You are here

Does Trump pay taxes? Debate triggers new scrutiny

Donald Trump loves to brag about how rich he is. One question swirling through the US presidential campaign now is this: Has he managed to avoid paying income taxes?

[WASHINGTON] Donald Trump loves to brag about how rich he is. One question swirling through the US presidential campaign now is this: Has he managed to avoid paying income taxes?

Mr Trump, a billionaire who steadfastly refuses to release his tax returns - a four-decade tradition among candidates for the White House - raised eyebrows with an odd remark during Monday's debate with Hillary Clinton.

Mrs Clinton, the Democrat, offered several hypotheses as to why Mr Trump, the Republican, might be declining to make that information public: Maybe he is not as rich or as charitable as he makes himself out to be.

Or, she mused, "maybe he doesn't want the American people, all of you watching tonight, to know that he's paid nothing in federal taxes."

With an estimated 84 million people watching the debate, Mr Trump quickly interjected, "that makes me smart."

A few minutes earlier he had said he filed a financial disclosure statement with the Federal Election Commission in which he reported US$694 million in revenue last year.

Filing such forms is mandatory for presidential hopefuls, but they are less detailed than a full-blown tax return.

After the debate, Mr Trump seemed to backtrack as he told reporters "of course I pay federal taxes." "I hate the way our government spends our money," he added. "They throw it out of the window."

For months, the Democrats have been demanding that Mr Trump release his tax returns, as Clinton and her husband Bill have done for years.

So the Democrats pounced on Mr Trump's comment about being smart when it comes to paying - or not paying - Uncle Sam.

First Lady Michelle Obama questioned the Republican candidate's character while campaigning for Mrs Clinton at La Salle University in Philadelphia on Wednesday.

"If a candidate thinks that not paying taxes makes you smart," she said, "sadly that's who that candidate really is."

At Philadelphia's Drexel University the day before Vice-President Joe Biden took a similar line of attack: "he acknowledged that he didn't pay taxes... because he's smart." "Tell that to your mothers and fathers who are breaking their neck to send you here.
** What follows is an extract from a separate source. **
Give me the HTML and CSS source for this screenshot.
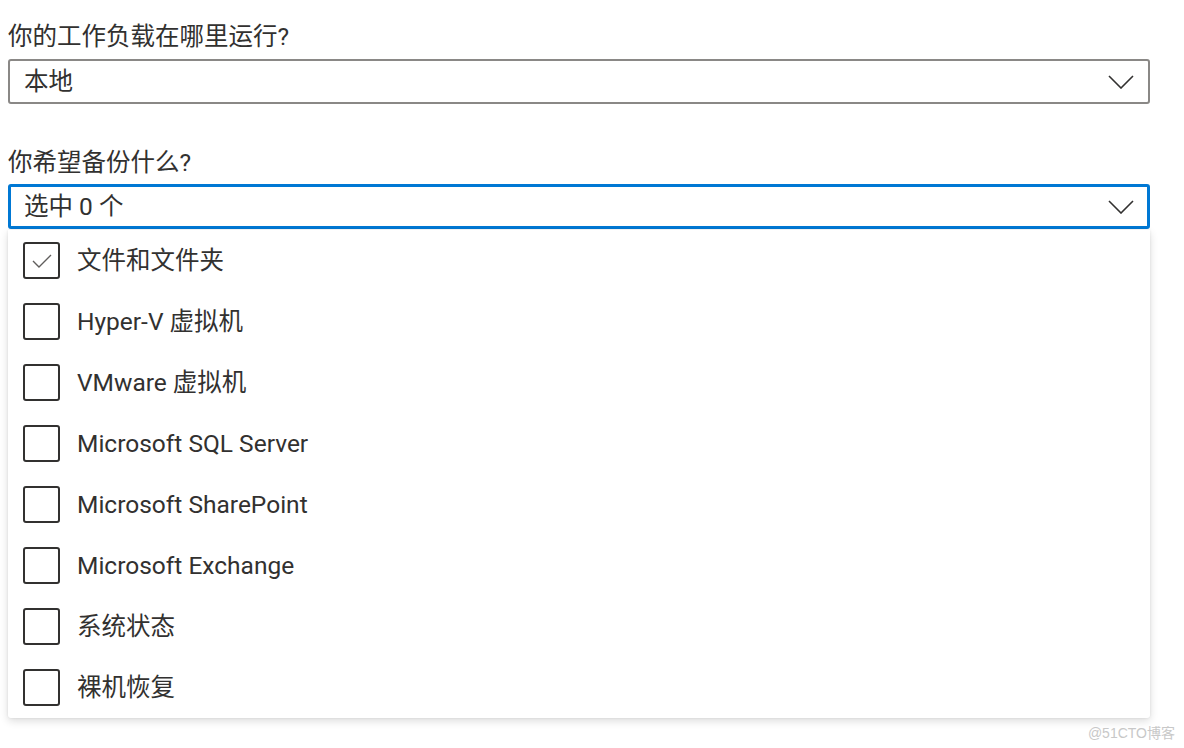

They're paying taxes," Mr Biden said. "It angers me. It angers me."

A recent Quinnipiac poll found that 75 per cent of Americans want Mr Trump to come clean on his taxes - 60 per cent among Republicans, 92 per cent among Democrats.

Mr Trump argues that he does not release the data because he is being audited by the Internal Revenue Service. But the IRS says being under audit does not mean someone cannot release their returns.

Mr Trump's son Donald Jr says the document is 12,000 pages long.

Some experts say Mr Trump has probably used every possible tax break available to real estate developers like him.

The US tax code provides for generous write-offs at the start of business projects, and these are particularly sweet for real estate developers and investors.

Matthew Gardner of the Institute on Taxation and Economic Policy told AFP that some analysts suspect real estate moguls regularly generate losses on real estate income to avoid paying taxes on other income - a tactic forbidden in many other industries.

"So you could see artificial losses offsetting positive income, in a way that would zero out your taxes," Mr Gardner said.

If records show that Mr Trump had been employing the tax strategy, Mr Gardner said it could reflect poorly on the billionaire's ethics.

"There is also a social responsibility element to it," he said. "When you see that someone is taking advantage of tax breaks that aren't available to everyone else - or that border on the unethical or the illegal - that says something about a person's ethical standards."

The only glimpse into how Mr Trump reports his income goes back to the 1970s, when he applied for a casino license in New Jersey.

Mr Trump paid more than US$71,000 in federal income taxes on about US$218,000 of taxable income earned from 1975 to 1977, according to the New York Times.

But thanks to deductions granted to developers and losses from partnerships, Mr Trump reported "negative income" of US$406,379 in 1978 and US$3.4 million in 1979, the Times added.

So he owed no taxes for those two years. At that time, Mr Trump said he was worth hundreds of millions of dollars.

Citizens for Tax Justice says Mr Trump may write off most of his lavish lifestyle as business expenses.

Mr Trump says he is worth around US$10 billion. Forbes magazine puts the figure at US$4.5 billion.